UN envoy Staffan de Mistura “will start by meeting the government’s delegation today (Friday)” in Geneva, followed by talks with “other participants”, the United Nations said in a statement.

The Syrian government delegation, headed by Syria’s envoy to the UN Bashar al-Jaafari, arrived in Geneva early afternoon, a source said.

Opposition figures not part of the umbrella group High Negotiations Committee (HNC), said they would be present.

However, despite Western pressure on the HNC, it has yet to decide whether to come and was engaged in a fourth day of discussions in Saudi Arabia on Friday.

The talks, backed by all the external powers embroiled in the war, are the biggest push yet to end a conflict that has killed more than 260,000 people and facilitated the meteoric rise of the extremist Islamic State (IS) group.

The highly complex conflict, now almost five years old, has also destabilised the already restive Middle East and drawn in not only regional powers like Saudi Arabia, Iran and Turkey but also the United States and Russia.

It has also forced millions of Syrians from their homes, many of them into neighbouring states and further afield, causing a major political headache for the European Union which received around a million migrants in 2015.

De Mistura issued on Thursday an emotional video message to the Syrian people both inside and outside the country saying that after previous failures, this new effort “cannot fail”.
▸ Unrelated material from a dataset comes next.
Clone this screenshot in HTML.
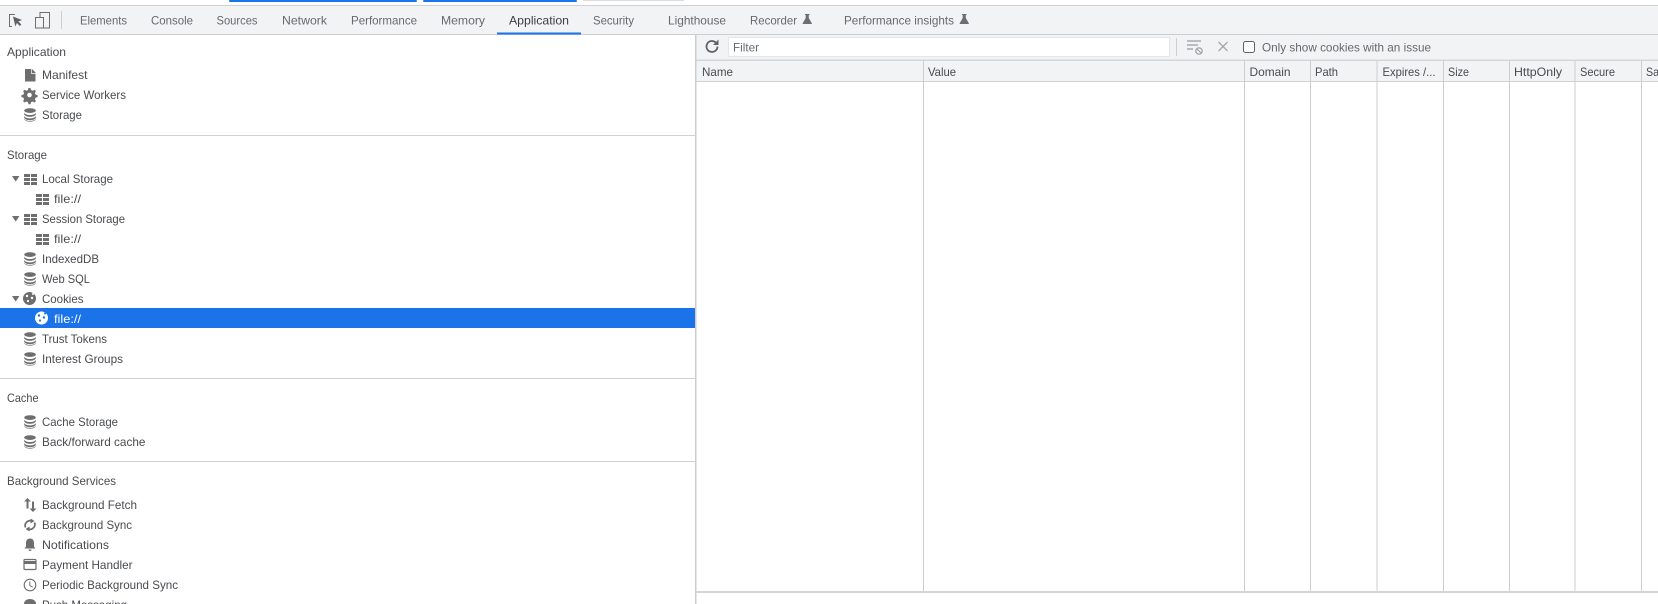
<!DOCTYPE html>
<html><head><meta charset="utf-8"><style>
html,body{margin:0;padding:0;background:#fff;width:1658px;height:604px;overflow:hidden}
svg{display:block;position:absolute;left:0;top:0}
text{font-family:"Liberation Sans",sans-serif;font-size:12px;fill:#484b4f}
.t text{fill:#666a6e}
</style></head><body>
<svg width="1658" height="604" viewBox="0 0 1658 604" xmlns="http://www.w3.org/2000/svg">
<defs>
<g id="db" fill="#6e6e6e"><ellipse cx="6" cy="2.600" rx="5.800" ry="2.400"/><path d="M.2 4.600C1 6.400 3.500 7 6 7s5-.6 5.800-2.400V6.400C11 8.200 8.500 8.800 6 8.800S1 8.200.2 6.400zM.2 8C1 9.800 3.500 10.400 6 10.400s5-.6 5.800-2.400v1.800C11 11.600 8.500 12.200 6 12.200S1 11.600.2 9.800z"/><path d="M.2 10.800C1 12.400 3.500 13 6 13s5-.6 5.800-2.200v.4C11 13 8.500 13.600 6 13.600S1 13 .2 11.200z"/></g>
<g id="grid" fill="#6e6e6e"><rect x="0" y="0" width="6" height="3"/><rect x="7" y="0" width="6" height="3"/><rect x="0" y="4" width="6" height="3"/><rect x="7" y="4" width="6" height="3"/><rect x="0" y="8" width="6" height="3"/><rect x="7" y="8" width="6" height="3"/></g>
<path id="arrow" d="M0 0h7.400L3.700 5.600z" fill="#6e6e6e"/>
<g id="flask"><path d="M2.500 0h4.500v1H6.300v3l3 5.200c.2.400 0 .8-.5.8H.7c-.5 0-.7-.4-.5-.8l3-5.200V1H2.500z" fill="#6b6f73"/></g>
</defs>

<rect width="1658" height="604" fill="#fff"/>
<!-- browser top remnants -->
<rect x="229" y="0" width="188" height="2" rx="1" fill="#1a73e8"/>
<rect x="423" y="0" width="154" height="2" rx="1" fill="#1a73e8"/>
<rect x="583" y="0" width="101" height="1" fill="#dadce0"/>
<!-- tab bar -->
<rect x="0" y="6" width="1658" height="29" fill="#f1f3f4"/>
<rect x="0" y="5" width="1658" height="1" fill="#cfd1d3"/>
<rect x="0" y="34" width="1658" height="1" fill="#cbcdcf"/>
<rect x="497" y="32.500" width="84" height="2" fill="#1a73e8"/>
<!-- inspect icon -->
<path d="M15 14.500H9.500v12H12" fill="none" stroke="#6e6e6e" stroke-width="1"/>
<path d="M13 16.500l9 3.500-3.600 1.500 3 3-1.500 1.500-3-3-1.500 3.500z" fill="#5f6368"/>
<!-- device icon -->
<rect x="35.500" y="17.500" width="8" height="10.500" fill="#f1f3f4" stroke="#6e6e6e"/>
<path d="M40 17V12.500h9.500v15.500H43.500" fill="none" stroke="#6e6e6e"/>
<rect x="61" y="11" width="1" height="18" fill="#cdcfd1"/>
<g class="t">
<text x="80" y="24.500" textLength="47" lengthAdjust="spacingAndGlyphs">Elements</text>
<text x="151" y="24.500" textLength="42" lengthAdjust="spacingAndGlyphs">Console</text>
<text x="216.500" y="24.500" textLength="41" lengthAdjust="spacingAndGlyphs">Sources</text>
<text x="282" y="24.500" textLength="45" lengthAdjust="spacingAndGlyphs">Network</text>
<text x="351" y="24.500" textLength="66" lengthAdjust="spacingAndGlyphs">Performance</text>
<text x="441" y="24.500" textLength="44" lengthAdjust="spacingAndGlyphs">Memory</text>
<text x="509" y="24.500" textLength="60" lengthAdjust="spacingAndGlyphs" style="fill:#3c4043">Application</text>
<text x="593" y="24.500" textLength="41" lengthAdjust="spacingAndGlyphs">Security</text>
<text x="668" y="24.500" textLength="58" lengthAdjust="spacingAndGlyphs">Lighthouse</text>
<text x="750" y="24.500" textLength="47" lengthAdjust="spacingAndGlyphs">Recorder</text>
<text x="844" y="24.500" textLength="110" lengthAdjust="spacingAndGlyphs">Performance insights</text>
</g>
<use href="#flask" x="802.500" y="14"/>
<use href="#flask" x="959.500" y="14"/>

<!-- right toolbar -->
<rect x="696" y="35" width="962" height="25" fill="#f1f3f4"/>
<path d="M717.500 46.500a5.500 5.500 0 1 1-1.700-4" fill="none" stroke="#5f6368" stroke-width="1.800"/>
<path d="M718.500 39.500v5.500h-5.500z" fill="#5f6368"/>
<rect x="728.500" y="37.500" width="441" height="19" fill="#fff" stroke="#e4e6e8"/>
<text x="733" y="51.500" textLength="26" lengthAdjust="spacingAndGlyphs" style="fill:#666a6e">Filter</text>
<rect x="1176" y="38" width="1" height="18" fill="#cdcfd1"/>
<path d="M1187 41h14M1187 45h11M1187 49h6" stroke="#9a9da0" stroke-width="1.300" fill="none"/>
<circle cx="1199" cy="51" r="3.200" fill="none" stroke="#9a9da0" stroke-width="1.200"/>
<path d="M1197 49l4 4" stroke="#9a9da0" stroke-width="1"/>
<path d="M1218.500 42l9 9M1227.500 42l-9 9" stroke="#a6a9ac" stroke-width="1.300" fill="none"/>
<rect x="1243.500" y="41.500" width="11" height="11" rx="2" fill="#fff" stroke="#5f6368"/>
<text x="1262" y="51.500" textLength="169" lengthAdjust="spacingAndGlyphs" style="fill:#666a6e">Only show cookies with an issue</text>

<!-- table -->
<rect x="696" y="60" width="962" height="22" fill="#f1f3f4"/>
<rect x="696" y="59.500" width="962" height="1.500" fill="#d4d6d8"/>
<rect x="696" y="81" width="962" height="1" fill="#cfd1d3"/>
<g fill="#cbcdcf">
<rect x="923" y="61" width="1" height="530"/>
<rect x="1244" y="61" width="1" height="530"/>
<rect x="1310" y="61" width="1" height="530"/>
<rect x="1376.500" y="61" width="1" height="530"/>
<rect x="1443" y="61" width="1" height="530"/>
<rect x="1509" y="61" width="1" height="530"/>
<rect x="1574.500" y="61" width="1" height="530"/>
<rect x="1641" y="61" width="1" height="530"/>
</g>
<rect x="695" y="35" width="1.500" height="569" fill="#cbcdcf"/>
<rect x="696" y="591" width="962" height="2" fill="#d2d4d6"/>
<text x="702" y="76" textLength="31" lengthAdjust="spacingAndGlyphs">Name</text>
<text x="928" y="76" textLength="28" lengthAdjust="spacingAndGlyphs">Value</text>
<text x="1249.500" y="76" textLength="41" lengthAdjust="spacingAndGlyphs">Domain</text>
<text x="1315" y="76" textLength="23" lengthAdjust="spacingAndGlyphs">Path</text>
<text x="1382.500" y="76" textLength="53" lengthAdjust="spacingAndGlyphs">Expires /...</text>
<text x="1448" y="76" textLength="21" lengthAdjust="spacingAndGlyphs">Size</text>
<text x="1514" y="76" textLength="48" lengthAdjust="spacingAndGlyphs">HttpOnly</text>
<text x="1580" y="76" textLength="35" lengthAdjust="spacingAndGlyphs">Secure</text>
<text x="1646" y="76" textLength="13" lengthAdjust="spacingAndGlyphs">Sa</text>

<!-- sidebar separators -->
<rect x="0" y="135" width="695" height="1" fill="#cfd1d3"/>
<rect x="0" y="378" width="695" height="1" fill="#cfd1d3"/>
<rect x="0" y="461" width="695" height="1" fill="#cfd1d3"/>
<rect x="0" y="308" width="695" height="20" fill="#1a73e8"/>

<!-- headings -->
<text x="7" y="56" textLength="59" lengthAdjust="spacingAndGlyphs">Application</text>
<text x="7" y="159" textLength="40" lengthAdjust="spacingAndGlyphs">Storage</text>
<text x="7" y="402" textLength="31.500" lengthAdjust="spacingAndGlyphs">Cache</text>
<text x="7" y="485" textLength="109" lengthAdjust="spacingAndGlyphs">Background Services</text>

<!-- Application items -->
<path d="M25 69h7l3.500 3.500V81.500H25z" fill="#6e6e6e"/>
<path d="M31.500 69v4.500H35.500" fill="none" stroke="#fff" stroke-width=".7"/>
<text x="42" y="79" textLength="45.500" lengthAdjust="spacingAndGlyphs">Manifest</text>
<g transform="translate(29.500 95)">
<path d="M-1 -7h2l.5 2 1.600.7 1.900-1 1.400 1.400-1 1.900.7 1.600 2 .5v2l-2 .5-.7 1.600 1 1.900-1.400 1.400-1.900-1-1.600.7-.5 2h-2l-.5-2-1.600-.7-1.900 1-1.400-1.400 1-1.900-.7-1.600-2-.5v-2l2-.5.7-1.600-1-1.900 1.400-1.400 1.900 1 1.600-.7z" fill="#6e6e6e"/>
<circle cx="0" cy="0" r="2.300" fill="#fff"/>
</g>
<text x="42" y="99" textLength="84" lengthAdjust="spacingAndGlyphs">Service Workers</text>
<use href="#db" x="24" y="108"/>
<text x="42" y="119" textLength="40" lengthAdjust="spacingAndGlyphs">Storage</text>

<!-- Storage items -->
<use href="#arrow" x="12" y="176"/>
<use href="#grid" x="24" y="174"/>
<text x="42" y="183" textLength="71" lengthAdjust="spacingAndGlyphs">Local Storage</text>
<use href="#grid" x="36" y="194"/>
<text x="54" y="203" textLength="27" lengthAdjust="spacingAndGlyphs">file://</text>
<use href="#arrow" x="12" y="216"/>
<use href="#grid" x="24" y="214"/>
<text x="42" y="223" textLength="83" lengthAdjust="spacingAndGlyphs">Session Storage</text>
<use href="#grid" x="36" y="234"/>
<text x="54" y="243" textLength="27" lengthAdjust="spacingAndGlyphs">file://</text>
<use href="#db" x="24" y="252"/>
<text x="42" y="263" textLength="57" lengthAdjust="spacingAndGlyphs">IndexedDB</text>
<use href="#db" x="24" y="272"/>
<text x="42" y="283" textLength="48" lengthAdjust="spacingAndGlyphs">Web SQL</text>
<use href="#arrow" x="12" y="296"/>
<circle cx="29.500" cy="298.500" r="6.500" fill="#6e6e6e"/>
<g fill="#fff"><circle cx="27" cy="296" r="1.200"/><circle cx="32" cy="298" r="1.200"/><circle cx="28" cy="301" r="1.100"/><circle cx="33" cy="294" r="1"/></g>
<text x="42" y="303" textLength="41.500" lengthAdjust="spacingAndGlyphs">Cookies</text>
<circle cx="41.500" cy="318" r="6.500" fill="#fff"/>
<g fill="#1a73e8"><circle cx="39" cy="315.500" r="1.200"/><circle cx="44" cy="317.500" r="1.200"/><circle cx="40" cy="320.500" r="1.100"/><circle cx="45" cy="313.500" r="1"/></g>
<text x="54" y="323" textLength="27" lengthAdjust="spacingAndGlyphs" style="fill:#fff">file://</text>
<use href="#db" x="24" y="332"/>
<text x="42" y="343" textLength="65" lengthAdjust="spacingAndGlyphs">Trust Tokens</text>
<use href="#db" x="24" y="352"/>
<text x="42" y="363" textLength="81" lengthAdjust="spacingAndGlyphs">Interest Groups</text>

<!-- Cache -->
<use href="#db" x="24" y="415"/>
<text x="42" y="426" textLength="76" lengthAdjust="spacingAndGlyphs">Cache Storage</text>
<use href="#db" x="24" y="435"/>
<text x="42" y="446" textLength="103.500" lengthAdjust="spacingAndGlyphs">Back/forward cache</text>

<!-- Background -->
<path d="M27.500 498l-3.500 3.500h2.500v7h2v-7H31z" fill="#6e6e6e"/>
<path d="M33 512l3.500-3.500H34v-7h-2v7h-2.500z" fill="#6e6e6e"/>
<text x="42" y="509" textLength="95" lengthAdjust="spacingAndGlyphs">Background Fetch</text>
<g fill="none" stroke="#6e6e6e" stroke-width="1.700"><path d="M25.500 527.500a5 5 0 0 1 6.500-6.500"/><path d="M34.500 522.500a5 5 0 0 1-6.500 6.500"/></g>
<path d="M30.500 518.500l4 2.500-4 2.500zM29.500 526.500l-4 2.500 4 2.500z" fill="#6e6e6e"/>
<text x="42" y="529" textLength="90" lengthAdjust="spacingAndGlyphs">Background Sync</text>
<path d="M30 538.500c2.800 0 4 2 4 4.500v3.500l1.500 2h-11l1.500-2V543c0-2.500 1.200-4.500 4-4.500zM28.500 549.500h3a1.500 1.500 0 0 1-3 0z" fill="#6e6e6e"/>
<text x="42" y="549" textLength="67" lengthAdjust="spacingAndGlyphs">Notifications</text>
<rect x="24" y="559.500" width="12" height="10" rx="1" fill="none" stroke="#6e6e6e" stroke-width="1.200"/>
<rect x="24" y="561" width="12" height="3" fill="#6e6e6e"/>
<text x="42" y="569" textLength="90.500" lengthAdjust="spacingAndGlyphs">Payment Handler</text>
<circle cx="30" cy="585" r="5.800" fill="none" stroke="#6e6e6e" stroke-width="1.100"/>
<path d="M29.800 581.500v4l2.800 1.700" fill="none" stroke="#6e6e6e"/>
<text x="42" y="589" textLength="136" lengthAdjust="spacingAndGlyphs">Periodic Background Sync</text>
<path d="M24 604c0-3 2.500-5 6-5s6 2 6 5z" fill="#6e6e6e"/>
<text x="42" y="609" textLength="85" lengthAdjust="spacingAndGlyphs">Push Messaging</text>
</svg>
</body></html>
“Five years of this conflict have been too much. The horror is in front of everyone’s eyes,” de Mistura said. “You must know also that we count on you to raise your voice to say ‘khalas’ (“stop” in Arabic). “The Geneva negotiations, if they happen, would not be a face-to-face conversation between the regime and its opponents. Instead they are “proximity talks” when go-betweens shuttle between the different participants.”